2. Start ollama and download a model

There are a lot of models available. Some are enormous and aren’t suitable for running on a laptop. Others are so tiny that they are only good for toy use cases. I find that the gemma3 model is a good choice for chat on a laptop. In fact, this is why Google released it. It’s a model that is intended to run effectively on a single GPU.

But before we download a model, we need to start the ollama server. This command will start a server so open it in a background terminal window.

ollama serve

Now we can download the model.

ollama pull gemma3:12b

This is going to take a while as the model is about 8.1GB. It will display a progress bar as it downloads. I should also note that if you want to see the models that you have downloaded, you can use the ollama list command. There are also commands for removing models, which is useful since they are quite large. Since my laptop is an M1 Max with 64G of unified memory, gemma3:27b is also usable and I have it installed and use it from time to time if I need to warm up my lap.

3. Running a model

We will install a proper GUI next that will make it easy to chat with the model. But do realize that you can also chat in the terminal by simply running the following command.

ollama run gemma3:12b

4. Install Ollamac

I’ve tried a few different UIs. There is a nice web client called Open WebUI. It’s very good and it includes a lot of features. I’ve added a section below describing how I run it in docker. I like a simple native app so I use Ollamac. It looks like this,

Ollamac

As you might have guess, I also install this through homebrew.

brew install --cask ollamac

That will install it in /Applications. If I remember correctly, it checks for a local ollama server, so it should be ready to go when you start it. If it isn’t, for some reason, your ollama server is running locally at http://localhost:11434. Pro-tip: That ollama server also has a nice set of APIs you can use for your own local coding projects.
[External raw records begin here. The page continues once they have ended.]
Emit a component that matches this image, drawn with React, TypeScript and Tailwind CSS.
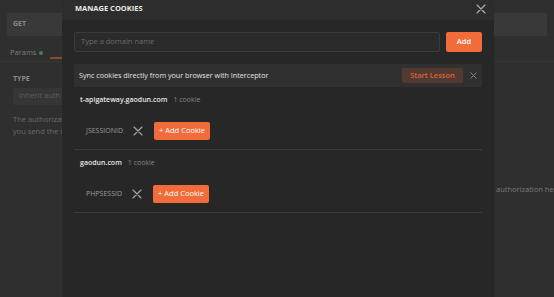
import React from "react";

const cookieGroups = [
  { domain: "t-apigateway.gaodun.com", count: "1 cookie", cookies: ["JSESSIONID"] },
  { domain: "gaodun.com", count: "1 cookie", cookies: ["PHPSESSID"] },
];

function Cross({ size = 9, className = "" }: { size?: number; className?: string }) {
  return (
    <svg width={size} height={size} viewBox="0 0 10 10" className={className}>
      <path d="M1 1L9 9M9 1L1 9" stroke="currentColor" strokeWidth="1.1" strokeLinecap="round" />
    </svg>
  );
}

function BackgroundApp() {
  return (
    <div className="h-full w-full bg-[#2f2f2f] pt-[13px]">
      <div className="mx-[7px] flex h-[23px] items-center rounded-[2px] bg-[#393939] px-[6px]">
        <span className="text-[7px] font-bold text-[#8a8a8a]">GET</span>
      </div>
      <div className="mt-[11px] flex w-[62px] items-center overflow-hidden pl-[10px] text-[7.5px] text-[#7d7d7d]">
        <span>Params</span>
        <span className="ml-[3px] h-[4px] w-[4px] shrink-0 rounded-full bg-[#3d8a4a]" />
        <span className="ml-[7px] h-[12px] w-[12px] shrink-0 border-b-2 border-[#8a4a33]" />
      </div>
      <div className="mt-[2px] h-px bg-[#363636]" />
      <div className="flex">
        <div className="w-[62px] shrink-0 overflow-hidden pl-[13px] pt-[12px] whitespace-nowrap">
          <div className="text-[7px] font-bold text-[#8a8a8a]">TYPE</div>
          <div className="mt-[3px] flex h-[17px] w-[150px] items-center rounded-[2px] bg-[#363636] pl-[6px] text-[7.5px] text-[#5e5e5e]">
            Inherit auth f
          </div>
          <p className="mt-[8px] text-[7.5px] leading-[12px] text-[#6a6a6a]">
            The authorizat
            <br />
            you send the r
          </p>
        </div>
        <div className="flex-1 pt-[122px] pl-[434px] text-[7.5px] whitespace-nowrap text-[#7a7a7a]">
          authorization hel
        </div>
      </div>
    </div>
  );
}

function CookieGroup({ domain, count, cookies }: { domain: string; count: string; cookies: string[] }) {
  return (
    <div className="border-b border-[#3a3a3a] pt-[8px] pb-[9px]">
      <div className="flex h-[10px] items-center pl-[6px]">
        <span className="text-[7px] font-semibold text-[#e6e6e6]">{domain}</span>
        <span className="ml-[6px] text-[7px] text-[#858585]">{count}</span>
      </div>
      {cookies.map((c) => (
        <div key={c} className="mt-[17px] flex items-center pl-[12px]">
          <span className="text-[7px] text-[#9a9a9a]">{c}</span>
          <Cross size={10} className="ml-[10px] text-[#a8a8a8]" />
          <button className="ml-[11px] flex h-[18px] w-[56px] items-center justify-center rounded-[2px] bg-[#f26b3a] text-[7.5px] text-white">
            + Add Cookie
          </button>
        </div>
      ))}
    </div>
  );
}

export default function App() {
  return (
    <div className="relative h-[297px] w-[554px] overflow-hidden" style={{ fontFamily: '"Open Sans", "Noto Sans", sans-serif' }}>
      <BackgroundApp />
      <div className="absolute left-[62px] top-0 flex h-full w-[432px] flex-col bg-[#272727]">
        <div className="flex h-[20px] shrink-0 items-start justify-between bg-[#2d2d2d] pl-[13px] pr-[8px] pt-[3px]">
          <span className="text-[7.5px] font-bold uppercase text-[#e8e8e8]">Manage Cookies</span>
          <Cross size={10} className="mt-[1px] text-[#b0b0b0]" />
        </div>
        <div className="px-[12px] pt-[12px]">
          <div className="flex h-[20px] gap-[6px]">
            <div className="flex flex-1 items-center rounded-[2px] border border-[#3b3b3b] bg-[#2b2b2b] pl-[6px] text-[7.5px] text-[#6a6a6a]">
              Type a domain name
            </div>
            <button className="w-[36px] rounded-[2px] bg-[#f26b3a] text-[7.5px] font-semibold text-white">Add</button>
          </div>
          <div className="mt-[12px] flex h-[23px] items-center bg-[#303030] pl-[5px] pr-[5px]">
            <span className="flex-1 text-[7.2px] text-[#e2e2e2]">Sync cookies directly from your browser with Interceptor</span>
            <button className="h-[15px] w-[61px] rounded-[2px] bg-[#533a30] text-[7.5px] font-semibold text-[#d8653c]">
              Start Lesson
            </button>
            <Cross size={7} className="ml-[7px] text-[#9a9a9a]" />
          </div>
          {cookieGroups.map((g) => (
            <CookieGroup key={g.domain} {...g} />
          ))}
        </div>
      </div>
    </div>
  );
}
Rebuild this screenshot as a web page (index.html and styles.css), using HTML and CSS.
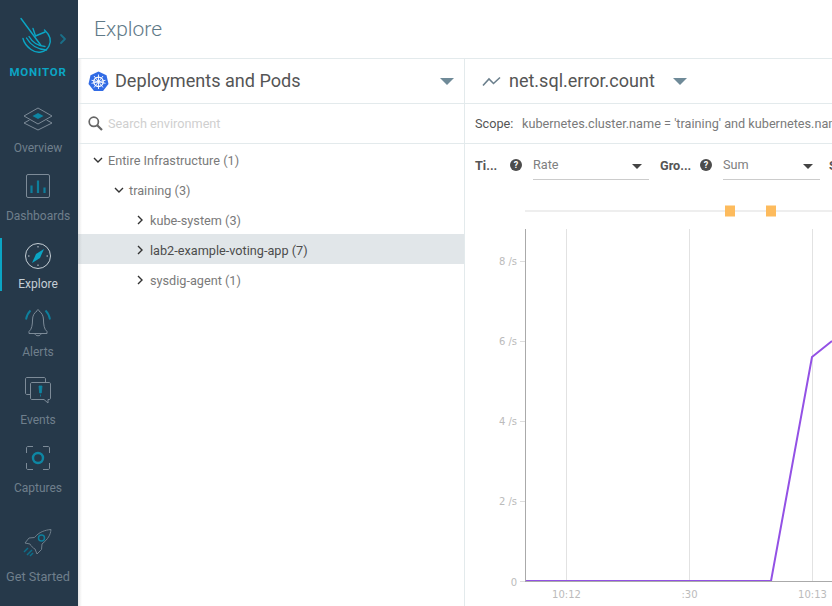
FILE: index.html
```html
<!DOCTYPE html>
<html lang="en">
<head>
    <meta charset="UTF-8">
    <meta name="viewport" content="width=device-width, initial-scale=1.0">
    <title>Explore</title>
    <link rel="stylesheet" href="styles.css">
</head>
<body>
    <nav class="sidebar">
        <div class="brand">
            <svg class="brand-logo" width="78" height="62" viewBox="0 0 78 62" fill="none" stroke="#0ba5c4" stroke-width="1.400" stroke-linecap="round" stroke-linejoin="round">
                <path d="M21 18.500 L41 45.500"/>
                <path d="M33 28.500 L35.500 36 L45 32"/>
                <path d="M44.500 30 C50 35 51.500 41 49 46 C45.500 53 37 54 31 49.500 C27 46.500 24 43 23 38.500"/>
                <path d="M26.500 38 C30 44 36 49.500 46.500 50"/>
                <path d="M29 36.500 C32 41.500 36.500 46 45 46.500"/>
                <path d="M61 35 L65 39 L61 43" stroke="#1a6f88" stroke-width="1.800"/>
            </svg>
            <div class="brand-name">MONITOR</div>
        </div>

        <a class="nav-item">
            <svg class="nav-icon" width="32" height="26" viewBox="0 0 32 26" fill="none" stroke="#7d8b98" stroke-width="1">
                <path d="M2 18 L16 25 L30 18 L24.500 15"/>
                <path d="M7.500 15 L2 18"/>
                <path d="M2 11 L16 3 L30 11 L16 19 Z" fill="#26394a"/>
                <path d="M10.500 11 L16 8 L21.500 11 L16 14 Z" fill="#0e86a3" stroke="none"/>
            </svg>
            <span>Overview</span>
        </a>
        <a class="nav-item">
            <svg class="nav-icon" width="26" height="26" viewBox="0 0 26 26" fill="none" stroke="#7d8b98" stroke-width="1">
                <rect x="1.500" y="1.500" width="23" height="23" rx="1.500"/>
                <path d="M6.500 20 V12.500 M13 20 V7.500 M19.500 20 V14.500" stroke="#0e7f9c" stroke-width="2.200"/>
            </svg>
            <span>Dashboards</span>
        </a>
        <a class="nav-item active">
            <svg class="nav-icon" width="28" height="28" viewBox="0 0 28 28" fill="none" stroke="#c5ced5" stroke-width="1">
                <circle cx="14" cy="14" r="12.500"/>
                <path d="M14 4 V5.500 M14 22.500 V24 M4 14 H5.500 M22.500 14 H24"/>
                <path d="M20 7 L16 16 L8 21 L12 12 Z" fill="#0ba5c4" stroke="none"/>
            </svg>
            <span>Explore</span>
        </a>
        <a class="nav-item">
            <svg class="nav-icon" width="28" height="29" viewBox="0 0 28 29" fill="none" stroke="#7d8b98" stroke-width="1">
                <path d="M5 24 C8 22 8.500 16 8.500 12.500 C8.500 8 10.500 5 13 3.500 C13.500 1.500 14.500 1.500 15 3.500 C17.500 5 19.500 8 19.500 12.500 C19.500 16 20 22 23 24 V26 H5 Z"/>
                <path d="M11 26 C11 29 17 29 17 26"/>
                <path d="M6.500 3 C4 5.500 2.500 8.500 2 12 M21.500 3 C24 5.500 25.500 8.500 26 12" stroke="#0e7f9c" stroke-width="1.800"/>
            </svg>
            <span>Alerts</span>
        </a>
        <a class="nav-item">
            <svg class="nav-icon" width="28" height="28" viewBox="0 0 28 28" fill="none" stroke="#7d8b98" stroke-width="1">
                <path d="M6 18.500 H3 C2 18.500 1.500 18 1.500 17 V3 C1.500 2 2 1.500 3 1.500 H20 C21 1.500 21.500 2 21.500 3 V6"/>
                <path d="M8 6.500 H25 C26 6.500 26.500 7 26.500 8 V22 C26.500 23 26 23.500 25 23.500 H24 V27 L20 23.500 H8 C7 23.500 6.500 23 6.500 22 V8 C6.500 7 7 6.500 8 6.500 Z"/>
                <path d="M15 10 H18 L17.300 17 H15.700 Z M16.500 18.500 V20.500" fill="#0e86a3" stroke="#0e86a3" stroke-width="0.800"/>
            </svg>
            <span>Events</span>
        </a>
        <a class="nav-item">
            <svg class="nav-icon" width="26" height="26" viewBox="0 0 26 26" fill="none" stroke="#7d8b98" stroke-width="1">
                <path d="M1.500 8 V3 C1.500 2 2 1.500 3 1.500 H8 M18 1.500 H23 C24 1.500 24.500 2 24.500 3 V8 M24.500 18 V23 C24.500 24 24 24.500 23 24.500 H18 M8 24.500 H3 C2 24.500 1.500 24 1.500 23 V18"/>
                <circle cx="13" cy="13" r="5" stroke="#0e86a3" stroke-width="2.400"/>
            </svg>
            <span>Captures</span>
        </a>
        <a class="nav-item start">
            <svg class="nav-icon" width="30" height="30" viewBox="0 0 30 30" fill="none" stroke="#6f7f8c" stroke-width="1">
                <path d="M28 1.500 C22 2 16 4 11.500 9.500 L6 10 L2 15 L7 16 C8 18 10 20 12 21 L14 26 L18.500 21.500 L19 16 C25 11 27.500 7 28 1.500 Z"/>
                <circle cx="18.500" cy="10" r="3" stroke="#0e7f9c" stroke-width="1.500"/>
                <path d="M1 24 L5 20 M4 27 L9 22 M7 28 L10 25" stroke="#0e6f8a" stroke-width="1.500"/>
            </svg>
            <span>Get Started</span>
        </a>
    </nav>

    <main class="content">
        <header class="page-header">Explore</header>

        <div class="panels">
            <section class="tree-panel">
                <div class="panel-title">
                    <svg class="k8s-icon" width="21" height="21" viewBox="0 0 21 21">
                        <path d="M10.500 0.500 L18.500 4.300 L20.500 13 L15 20 H6 L0.500 13 L2.500 4.300 Z" fill="#326ce5"/>
                        <g fill="none" stroke="#fff">
                            <circle cx="10.500" cy="10.800" r="4.700" stroke-width="1.300"/>
                            <path d="M10.500 3.500 V18 M3.500 9.300 L17.500 12.300 M17.500 9.300 L3.500 12.300 M6 5 L15 16.500 M15 5 L6 16.500" stroke-width="0.900"/>
                        </g>
                    </svg>
                    <span class="panel-name">Deployments and Pods</span>
                    <span class="caret big"></span>
                </div>
                <div class="search-row">
                    <svg width="17" height="17" viewBox="0 0 17 17" fill="none" stroke="#666" stroke-width="1.700">
                        <circle cx="6.800" cy="6.800" r="4.600"/>
                        <path d="M10.200 10.200 L15 15" stroke-width="2.200"/>
                    </svg>
                    <span class="search-hint">Search environment</span>
                </div>
                <ul class="tree">
                    <li class="tree-row depth-0"><svg class="chev" width="10" height="10" viewBox="0 0 10 10"><path d="M1 3 L5 7 L9 3"/></svg>Entire Infrastructure (1)</li>
                    <li class="tree-row depth-1"><svg class="chev" width="10" height="10" viewBox="0 0 10 10"><path d="M1 3 L5 7 L9 3"/></svg>training (3)</li>
                    <li class="tree-row depth-2"><svg class="chev" width="10" height="10" viewBox="0 0 10 10"><path d="M3 1 L7 5 L3 9"/></svg>kube-system (3)</li>
                    <li class="tree-row depth-2 selected"><svg class="chev" width="10" height="10" viewBox="0 0 10 10"><path d="M3 1 L7 5 L3 9"/></svg>lab2-example-voting-app (7)</li>
                    <li class="tree-row depth-2"><svg class="chev" width="10" height="10" viewBox="0 0 10 10"><path d="M3 1 L7 5 L3 9"/></svg>sysdig-agent (1)</li>
                </ul>
            </section>

            <section class="metric-panel">
                <div class="panel-title metric-title">
                    <svg width="19" height="12" viewBox="0 0 19 12" fill="none" stroke="#6b7f8c" stroke-width="1.600">
                        <path d="M1 10.500 L7 4 L11.500 8.500 L18 2.500"/>
                    </svg>
                    <span class="metric-name">net.sql.error.count</span>
                    <span class="caret big"></span>
                </div>
                <div class="scope-row">
                    <span class="scope-label">Scope:</span>
                    <span class="scope-value">kubernetes.cluster.name = 'training' and kubernetes.namespace.name = 'lab2-example-voting-app'</span>
                </div>
                <div class="controls">
                    <b class="control-label">Ti...</b>
                    <span class="help">?</span>
                    <div class="select rate"><span>Rate</span><i class="caret"></i></div>
                    <b class="control-label group">Gro...</b>
                    <span class="help">?</span>
                    <div class="select sum"><span>Sum</span><i class="caret"></i></div>
                    <b class="control-label">S</b>
                </div>
                <svg class="chart" width="367" height="424" viewBox="465 182 367 424">
                    <path d="M525 211 H832" stroke="#eee" stroke-width="2"/>
                    <rect x="725" y="205.500" width="10" height="11" fill="#fdbb5d"/>
                    <rect x="766" y="205.500" width="10" height="11" fill="#fdbb5d"/>

                    <path d="M566.500 229 V581 M689.500 229 V581 M812.500 229 V581" stroke="#e2e2e2"/>
                    <path d="M520 261.500 H525 M520 341.500 H525 M520 421.500 H525 M520 501.500 H525 M520 581.500 H525" stroke="#ddd"/>

                    <g class="y-labels" text-anchor="end">
                        <text x="517" y="265">8 /s</text>
                        <text x="517" y="345">6 /s</text>
                        <text x="517" y="425">4 /s</text>
                        <text x="517" y="505">2 /s</text>
                        <text x="517" y="586">0</text>
                    </g>
                    <g class="x-labels" text-anchor="middle">
                        <text x="566.500" y="598">10:12</text>
                        <text x="689.500" y="598">:30</text>
                        <text x="812.500" y="598">10:13</text>
                    </g>

                    <path d="M525 581 H771 L812 357 L832 341" fill="none" stroke="#9351e5" stroke-width="2"/>
                    <path d="M525.500 229 V581.500 H832" fill="none" stroke="#aaa"/>
                </svg>
            </section>
        </div>
    </main>
</body>
</html>
```

FILE: styles.css
```css
* {
    box-sizing: border-box;
}
body {
    margin: 0;
    width: 832px;
    height: 606px;
    overflow: hidden;
    display: flex;
    font-family: Roboto, sans-serif;
    background-color: #fff;
}

/* left nav */
.sidebar {
    width: 78px;
    height: 606px;
    flex-shrink: 0;
    padding-right: 2px;
    background-color: #26394a;
}
.brand {
    height: 100px;
    margin-right: -2px;
}
.brand-logo {
    display: block;
}
.brand-name {
    padding-right: 2px;
    text-align: center;
    font-size: 11.500px;
    line-height: 20px;
    font-weight: 700;
    letter-spacing: 0.8px;
    color: #0ba5c4;
}
.nav-item {
    position: relative;
    display: flex;
    flex-direction: column;
    align-items: center;
    height: 68px;
    font-size: 12px;
    color: #6f7f8c;
}
.nav-icon {
    height: 36px;
}
.nav-item span {
    line-height: 24px;
}
.nav-item.active {
    color: #c5ced5;
}
.nav-item.active .nav-icon {
    margin: 2px 0 -2px;
}
.nav-item.active::before {
    content: "";
    position: absolute;
    left: 0;
    top: 2px;
    width: 2px;
    height: 53px;
    background-color: #0ba5c4;
}
.nav-item.start {
    margin-top: 21px;
    font-size: 12.700px;
}
.nav-item.start .nav-icon {
    margin: -4px 0 4px;
}

/* main area */
.content {
    flex: 1;
    min-width: 0;
    display: flex;
    flex-direction: column;
}
.page-header {
    height: 59px;
    padding: 0 16px;
    line-height: 58px;
    font-size: 21px;
    font-weight: 300;
    color: #5f7a88;
    border-bottom: 1px solid #e3eaec;
}
.panels {
    flex: 1;
    display: flex;
    min-height: 0;
}
.tree-panel {
    width: 387px;
    flex-shrink: 0;
    border-right: 1px solid #e3eaec;
    background-image: linear-gradient(to right, #e6e6e6, #fff 4px);
}
.panel-title {
    height: 45px;
    display: flex;
    align-items: center;
    padding-left: 10px;
    border-bottom: 1px solid #e3eaec;
    color: #555;
}
.panel-name {
    font-size: 18.100px;
    margin: 0 0 2px 6px;
    width: 325px;
}
.caret {
    display: block;
    border-style: solid;
    border-width: 5px 5px 0;
    border-color: #444 transparent transparent;
}
.caret.big {
    border-width: 7px 7px 0;
    border-top-color: #6f8a98;
}
.search-row {
    height: 40px;
    display: flex;
    align-items: center;
    padding-left: 9px;
    border-bottom: 1px solid #e3eaec;
}
.search-hint {
    margin-left: 4px;
    font-size: 12.700px;
    color: #cfcfcf;
}
.tree {
    list-style: none;
    margin: 0;
    padding: 1px 0 0;
}
.tree-row {
    height: 30px;
    display: flex;
    align-items: center;
    font-size: 12.700px;
    color: #7a7a7a;
}
.tree-row.selected {
    margin: -1px 0 1px;
    padding-top: 2px;
    color: #4c4c4c;
    background-image: linear-gradient(to right, #cdd2d5, #e1e6e9 4px);
}
.chev {
    margin-right: 5px;
    fill: none;
    stroke: #333;
    stroke-width: 1.400;
}
.depth-0 {
    padding-left: 15px;
}
.depth-1 {
    padding-left: 36px;
}
.depth-2 {
    padding-left: 57px;
}

/* metric side */
.metric-panel {
    flex: 1;
    min-width: 0;
    overflow: hidden;
}
.metric-title {
    padding-left: 17px;
}
.metric-name {
    font-size: 18px;
    margin: 0 18px 2px 8px;
    white-space: nowrap;
}
.scope-row {
    height: 40px;
    display: flex;
    align-items: center;
    padding-left: 10px;
    border-bottom: 1px solid #e3eaec;
    font-size: 12.700px;
    white-space: nowrap;
}
.scope-label {
    color: #555;
    width: 47px;
    flex-shrink: 0;
}
.scope-value {
    color: #7a7a7a;
}
.controls {
    height: 38px;
    padding: 4px 0 0 10px;
    display: flex;
    align-items: center;
    font-size: 12.700px;
    white-space: nowrap;
}
.control-label {
    color: #555;
    width: 35px;
    flex-shrink: 0;
}
.control-label.group {
    margin-left: 11px;
    width: 40px;
}
.help {
    width: 12px;
    height: 12px;
    flex-shrink: 0;
    border-radius: 50%;
    background-color: #4c4c4c;
    color: #fff;
    font-size: 9px;
    font-weight: 700;
    line-height: 12px;
    text-align: center;
}
.select {
    flex-shrink: 0;
    height: 30px;
    margin-left: 11px;
    display: flex;
    align-items: center;
    justify-content: space-between;
    padding-right: 7px;
    border-bottom: 1px solid #ccc;
    color: #808080;
}
.select .caret {
    margin-top: 4px;
}
.select.rate {
    width: 116px;
}
.select.sum {
    width: 97px;
    margin-right: 9px;
}
.chart {
    display: block;
}
.chart text {
    font-family: "DejaVu Sans", sans-serif;
    font-size: 10px;
    fill: #bbb;
}
```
5. Install Open WebUI (optional)

I like using Ollamac mostly because it’s a native app and switching to it is easy. However, the web UI Open WebUI has a better and more feature rich experience than Ollamac. If you want to give that a try, here’s a docker command as a starting point. I run this docker command in the foreground just because I already have a tab in kitty dedicated to local tools. Adjust the commmand to your own tastes.

docker run -ti --rm -p 9000:8080 \
	-e WEBUI_AUTH=False \
	--add-host=host.docker.internal:host-gateway \
	-v open-webui:/app/backend/data \
	--name open-webui \
	ghcr.io/open-webui/open-webui:main

If you use this command, it will start a local server at http://localhost:9000. Here’s what it looks like,

Open WebUI

That’s it! I like this little setup. It’s simple and it works well.